Xiaofeng He ^1* Yongfeng Gong ^1* Jinkai Yan ^2* Shichang Gao ^1* Zheng He ^1* Gang Zhang ^1* Guorui Wang ^1* Zhiyong Hu ^1* Hui Wang ^1*

• ¹ Ningxia Hui Autonomous Region Land and Resources Survey and Monitoring Institute, ningxia, China
• ² Chinese Academy of Geological Sciences, Beijing, China

Debris flow is one of the significant geological hazards in mountainous regions of China, characterised by its sudden onset, high mobility, and considerable damage. In the Helan Mountain, debris flows primarily comprise coarse-grained materials transported by water flows, exhibiting high destructive potential and a broad impact range. Therefore, the dynamic study of debris flow in this region is crucial. This study focuses on the Zhengguangou debris flow, utilising the DAN-3D software based on Smoothed Particle Hydrodynamics (SPH) to construct a dynamic debris flow model. The movement characteristics of the debris flow were investigated by simulating various operating conditions, including differences in formation area conditions and rainfall.

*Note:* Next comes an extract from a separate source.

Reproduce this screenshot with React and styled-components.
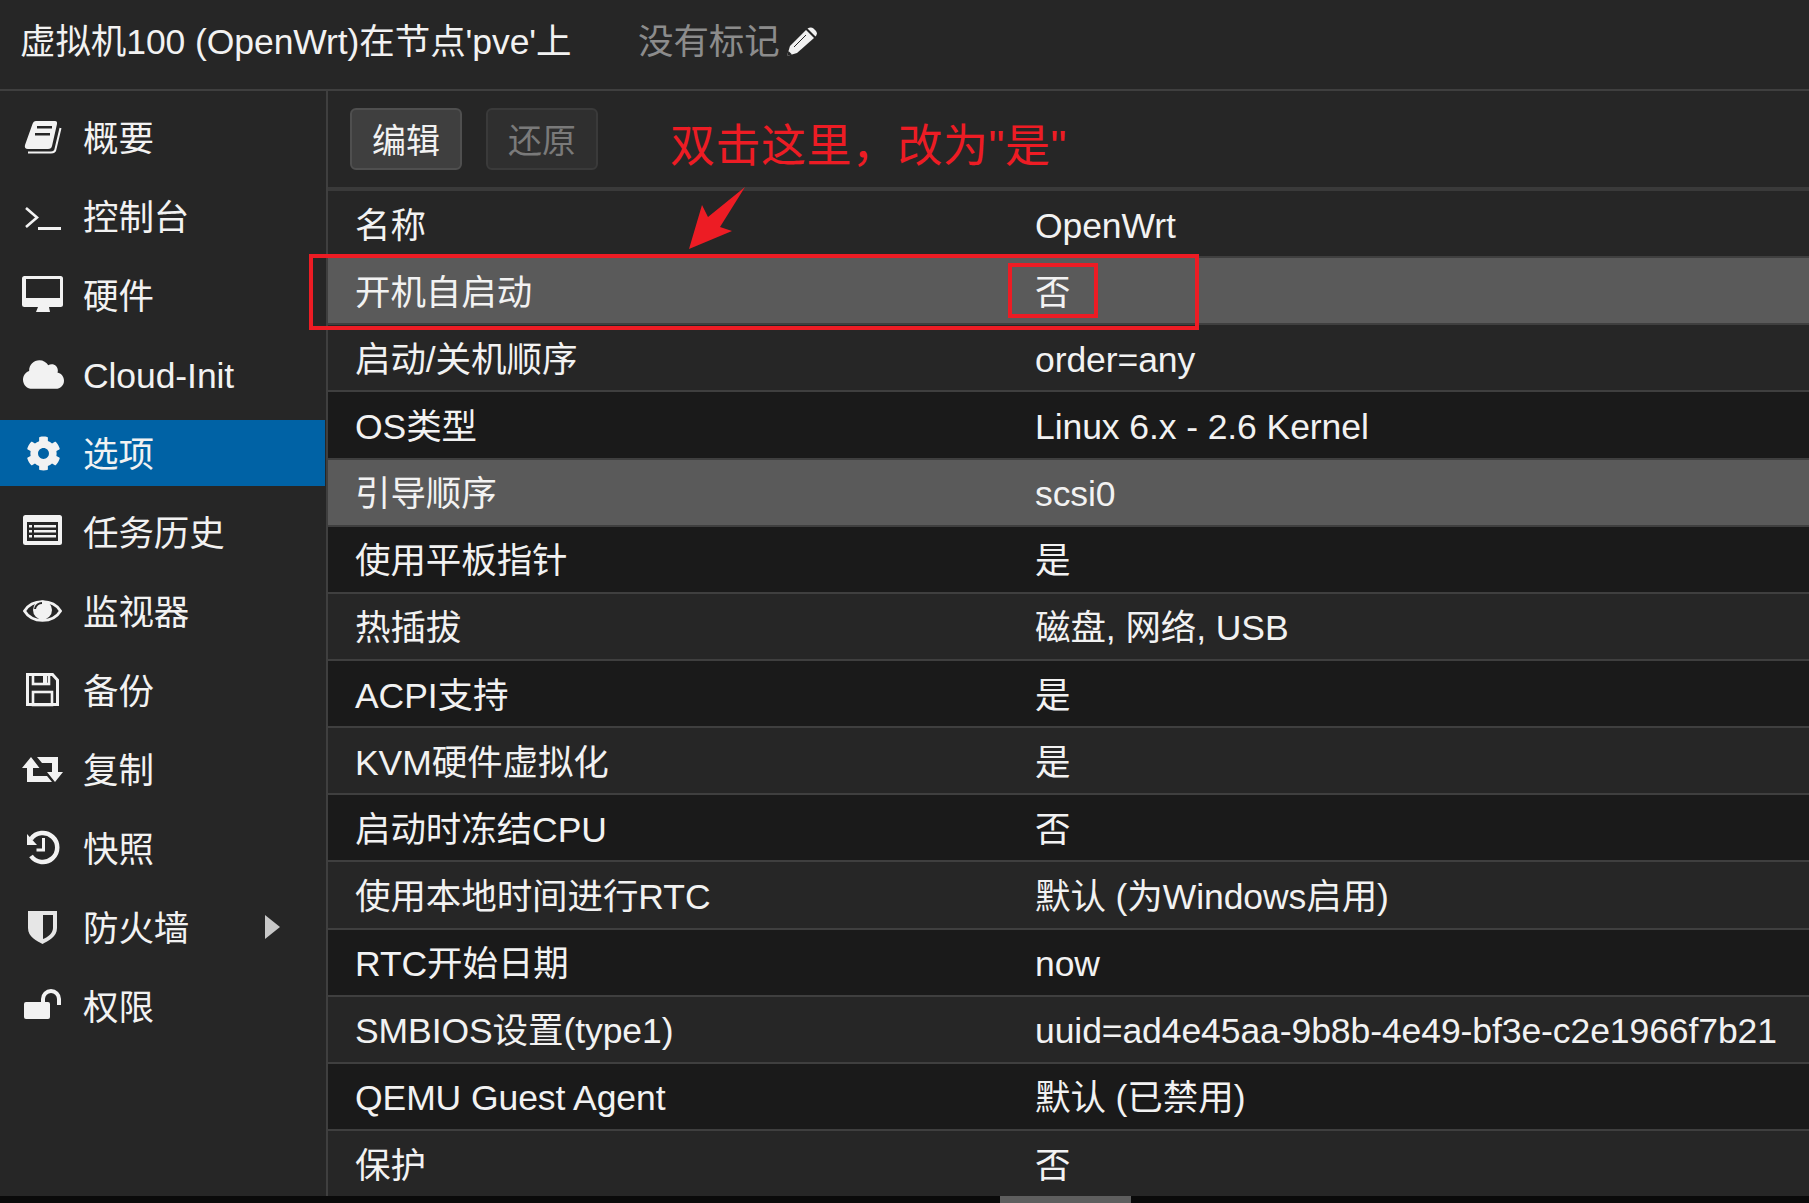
import React from "react";
import styled, { createGlobalStyle } from "styled-components";
import { FaCloud, FaCog } from "react-icons/fa";

const DARK = "#262626";
const LIGHT = "#f2f2f2";

const Svg = ({ children }) => (
  <svg width="42" height="42" viewBox="0 0 42 42" fill={LIGHT}>
    {children}
  </svg>
);

const BookIcon = () => (
  <Svg>
    <path d="M14 5 H33 Q35.5 5 35 8 L30 30 Q29.5 33 26 33 H6 Q2 33 3 29 L10.5 8 Q11.5 5 14 5 Z" />
    <path d="M38.5 12 L33.5 33 Q33 36.5 29 36.5 H6" fill="none" stroke={LIGHT} strokeWidth="2" />
    <rect x="15" y="10" width="15" height="2.5" fill={DARK} />
    <rect x="13" y="17" width="15" height="2.5" fill={DARK} />
  </Svg>
);

const TerminalIcon = () => (
  <Svg>
    <polyline points="4,13 15,22.5 4,32" fill="none" stroke={LIGHT} strokeWidth="2.6" />
    <rect x="16" y="32" width="23" height="3" />
  </Svg>
);

const DesktopIcon = () => (
  <Svg>
    <rect x="0" y="2" width="41" height="31" rx="2.5" />
    <rect x="4" y="5" width="34" height="19" fill={DARK} />
    <polygon points="16,33 27,33 28,38 14,38" />
  </Svg>
);

const ListIcon = () => (
  <Svg>
    <rect x="1" y="4" width="39" height="30" rx="2.5" />
    <rect x="5" y="11" width="31" height="19" fill={DARK} />
    <rect x="7" y="14" width="3" height="2.5" />
    <rect x="7" y="19" width="3" height="2.5" />
    <rect x="7" y="24" width="3" height="2.5" />
    <rect x="12" y="14" width="22" height="2.5" />
    <rect x="12" y="19" width="22" height="2.5" />
    <rect x="12" y="24" width="22" height="2.5" />
  </Svg>
);

const EyeIcon = () => (
  <Svg>
    <path d="M2.5 21 C10 8.5 31 8.5 38.5 21 C31 33.5 10 33.5 2.5 21 Z" fill="none" stroke={LIGHT} strokeWidth="2.8" />
    <circle cx="20.5" cy="20" r="9.5" />
    <path d="M13 19 C13.5 15 17 13 20 13" fill="none" stroke={DARK} strokeWidth="2" />
  </Svg>
);

const SaveIcon = () => (
  <Svg>
    <path d="M5.5 5.5 H30.5 L35.5 11 V35.5 H5.5 Z" fill="none" stroke={LIGHT} strokeWidth="3" />
    <rect x="11" y="5.5" width="16" height="9.5" fill="none" stroke={LIGHT} strokeWidth="2.6" />
    <rect x="21" y="7" width="4" height="7" />
    <rect x="11" y="23" width="19" height="13" fill="none" stroke={LIGHT} strokeWidth="2.6" />
  </Svg>
);

const RetweetIcon = () => (
  <Svg>
    <polygon points="9,9 17.5,20 11,20 11,28 25,28 30,34 5,34 5,20 0,20" />
    <polygon points="15,9 36,9 36,24 41,24 33,34 25,24 30,24 30,15 20,15" />
  </Svg>
);

const HistoryIcon = () => (
  <Svg>
    <path d="M9 12 A14.5 14.5 0 1 1 9 29" fill="none" stroke={LIGHT} strokeWidth="4.5" />
    <polygon points="5,7 5,18 15,18" />
    <polyline points="21.5,11 21.5,23 14.5,23" fill="none" stroke={LIGHT} strokeWidth="3" />
  </Svg>
);

const ShieldIcon = () => (
  <Svg>
    <path d="M6 5 H35 V22 C35 31 26 35 20.5 38 C15 35 6 31 6 22 Z" fill="#e6e6e6" />
    <path d="M21 9 H31 V22 C31 27 26 31 21 33 Z" fill={DARK} />
  </Svg>
);

const UnlockIcon = () => (
  <Svg>
    <rect x="2" y="17" width="26" height="17" rx="2" />
    <path d="M21 18 V14 A8 8 0 0 1 37 14 V20" fill="none" stroke={LIGHT} strokeWidth="4" />
  </Svg>
);

const PencilIcon = () => (
  <svg width="31" height="30" viewBox="0 0 31 30">
    <polygon points="1,29 4,19 20,3 28,11 11,26" fill={LIGHT} />
    <path d="M21.5 1.5 Q25 -0.5 27.5 1.5 L30 4 Q32 7 29.5 9.5 Z" fill={LIGHT} />
    <line x1="8" y1="20" x2="20" y2="8" stroke={DARK} strokeWidth="1" />
    <polygon points="1,29 2.5,24 6,27.5" fill={DARK} />
  </svg>
);

const navItems = [
  { label: "概要", icon: <BookIcon /> },
  { label: "控制台", icon: <TerminalIcon /> },
  { label: "硬件", icon: <DesktopIcon /> },
  { label: "Cloud-Init", icon: <FaCloud size={41} /> },
  { label: "选项", icon: <FaCog size={35} />, active: true },
  { label: "任务历史", icon: <ListIcon /> },
  { label: "监视器", icon: <EyeIcon /> },
  { label: "备份", icon: <SaveIcon /> },
  { label: "复制", icon: <RetweetIcon /> },
  { label: "快照", icon: <HistoryIcon /> },
  { label: "防火墙", icon: <ShieldIcon />, arrow: true },
  { label: "权限", icon: <UnlockIcon /> }
];

const rows = [
  ["名称", "OpenWrt"],
  ["开机自启动", "否", true],
  ["启动/关机顺序", "order=any"],
  ["OS类型", "Linux 6.x - 2.6 Kernel"],
  ["引导顺序", "scsi0", true],
  ["使用平板指针", "是"],
  ["热插拔", "磁盘, 网络, USB"],
  ["ACPI支持", "是"],
  ["KVM硬件虚拟化", "是"],
  ["启动时冻结CPU", "否"],
  ["使用本地时间进行RTC", "默认 (为Windows启用)"],
  ["RTC开始日期", "now"],
  ["SMBIOS设置(type1)", "uuid=ad4e45aa-9b8b-4e49-bf3e-c2e1966f7b21"],
  ["QEMU Guest Agent", "默认 (已禁用)"],
  ["保护", "否"]
];

const App = () => {
  return (
    <>
      <GlobalStyle />
      <Page>
        <Header>
          <Title>虚拟机100 (OpenWrt)在节点'pve'上</Title>
          <Tags>没有标记</Tags>
          <PencilIcon />
        </Header>
        <Main>
          <Sidebar>
            {navItems.map(item => (
              <NavItem key={item.label} active={item.active}>
                <NavIcon>{item.icon}</NavIcon>
                <NavLabel>{item.label}</NavLabel>
                {item.arrow && <NavArrow />}
              </NavItem>
            ))}
          </Sidebar>
          <Content>
            <Toolbar>
              <ToolButton>编辑</ToolButton>
              <ToolButton disabled>还原</ToolButton>
            </Toolbar>
            <Table>
              {rows.map(([name, value, hover], i) => (
                <Row key={name} dark={i % 2 === 1} hover={hover}>
                  <NameCell>{name}</NameCell>
                  <div>{value}</div>
                </Row>
              ))}
            </Table>
          </Content>
        </Main>
        <ScrollStrip>
          <ScrollThumb />
        </ScrollStrip>
        <Note>双击这里，改为"是"</Note>
        <NoteArrow width="70" height="75" viewBox="0 0 70 75">
          <polygon points="61,2 36,42 48,46 5,64 18,20 24,32" fill="#ed1c24" />
        </NoteArrow>
        <RowMark />
        <ValueMark />
      </Page>
    </>
  );
};

const GlobalStyle = createGlobalStyle`
  html, body {
    margin: 0;
    padding: 0;
    background: #0a0a0a;
  }
`;

const Page = styled.div`
  position: relative;
  width: 1809px;
  height: 1203px;
  overflow: hidden;
  display: flex;
  flex-direction: column;
  background: #262626;
  color: #f2f2f2;
  font-family: "Liberation Sans", "Noto Sans CJK SC", sans-serif;
  font-size: 35.5px;
  line-height: 40px;
  letter-spacing: -0.08px;
`;

const Header = styled.div`
  height: 91px;
  flex: none;
  box-sizing: border-box;
  display: flex;
  align-items: center;
  padding: 0 0 5px 20px;
  border-bottom: 2px solid #3f3f3f;
`;

const Title = styled.div`
  width: 618px;
`;

const Tags = styled.div`
  color: #8c8c8c;
  margin-right: 6px;
`;

const Main = styled.div`
  flex: 1;
  min-height: 0;
  display: flex;
`;

const Sidebar = styled.div`
  width: 326px;
  flex: none;
  padding-top: 13px;
  display: flex;
  flex-direction: column;
  gap: 13px;
  border-right: 2px solid #3f3f3f;
`;

const NavItem = styled.div`
  height: 66px;
  flex: none;
  margin-right: 1px;
  display: flex;
  align-items: center;
  padding-left: 22px;
  background: ${props => (props.active ? "#0062a5" : "transparent")};
`;

const NavIcon = styled.span`
  width: 42px;
  margin-right: 19px;
  display: flex;
  justify-content: center;
`;

const NavLabel = styled.span`
  padding-top: 3px;
`;

const NavArrow = styled.span`
  margin-left: auto;
  margin-right: 45px;
  border-left: 15px solid #c8c8c8;
  border-top: 12.5px solid transparent;
  border-bottom: 12.5px solid transparent;
`;

const Content = styled.div`
  flex: 1;
  min-width: 0;
  display: flex;
  flex-direction: column;
`;

const Toolbar = styled.div`
  height: 100px;
  flex: none;
  box-sizing: border-box;
  display: flex;
  gap: 24px;
  padding: 17px 0 0 22px;
  border-bottom: 4px solid #3a3a3a;
`;

const ToolButton = styled.div`
  width: 112px;
  height: 62px;
  box-sizing: border-box;
  display: flex;
  align-items: center;
  justify-content: center;
  padding-top: 3px;
  border-radius: 6px;
  font-size: 34px;
  background: ${props => (props.disabled ? "#2f2f2f" : "#3f3f3f")};
  border: 2px solid ${props => (props.disabled ? "#3a3a3a" : "#4f4f4f")};
  color: ${props => (props.disabled ? "#7a7a7a" : "#f2f2f2")};
`;

const Table = styled.div`
  flex: 1;
  min-height: 0;
  display: flex;
  flex-direction: column;
`;

const Row = styled.div`
  flex: 1;
  min-height: 0;
  box-sizing: border-box;
  display: flex;
  align-items: center;
  padding: 4px 0 0 27px;
  border-bottom: 2px solid #3f3f3f;
  background: ${props =>
    props.hover ? "#5a5a5a" : props.dark ? "#1a1a1a" : "#262626"};
  &:last-child {
    border-bottom: none;
  }
`;

const NameCell = styled.div`
  width: 680px;
  flex: none;
`;

const ScrollStrip = styled.div`
  height: 7px;
  flex: none;
  background: #0a0a0a;
`;

const ScrollThumb = styled.div`
  width: 131px;
  height: 7px;
  margin-left: 1000px;
  background: #5e5e5e;
`;

const Note = styled.div`
  position: absolute;
  left: 670px;
  top: 119px;
  font-size: 45px;
  line-height: 56px;
  letter-spacing: 0.5px;
  color: #ed1c24;
  white-space: nowrap;
`;

const NoteArrow = styled.svg`
  position: absolute;
  left: 684px;
  top: 185px;
`;

const RowMark = styled.div`
  position: absolute;
  left: 309px;
  top: 254px;
  width: 890px;
  height: 76px;
  box-sizing: border-box;
  border: 4px solid #ed1c24;
`;

const ValueMark = styled.div`
  position: absolute;
  left: 1008px;
  top: 263px;
  width: 90px;
  height: 55px;
  box-sizing: border-box;
  border: 4px solid #ed1c24;
`;

export default App;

The simulation results indicate that under extreme conditions (pore pressure coefficient of 0.8), the debris flow with the same initial volume travelled an average distance of 1503 m, farther than the 1323 m travelled under normal conditions (pore pressure coefficient of 0.3). Under normal conditions, the final average deposition thickness of the debris flow was 8.9 m, thicker than the 8.3 m observed under extreme conditions. Regarding movement speed, the debris flow initially accelerated and then decelerated, with the extreme condition showing greater distance travelled than the normal condition. Additionally, the debris flow had a greater erosion depth and volume under normal conditions. In contrast, the extreme conditions exhibited a larger scraping width, with the maximum width occurring at the point where the flow direction changed. This study contributes to understanding the dynamic characteristics of debris flows in northern Ningxia and provides valuable insights for hazard prediction and mitigation.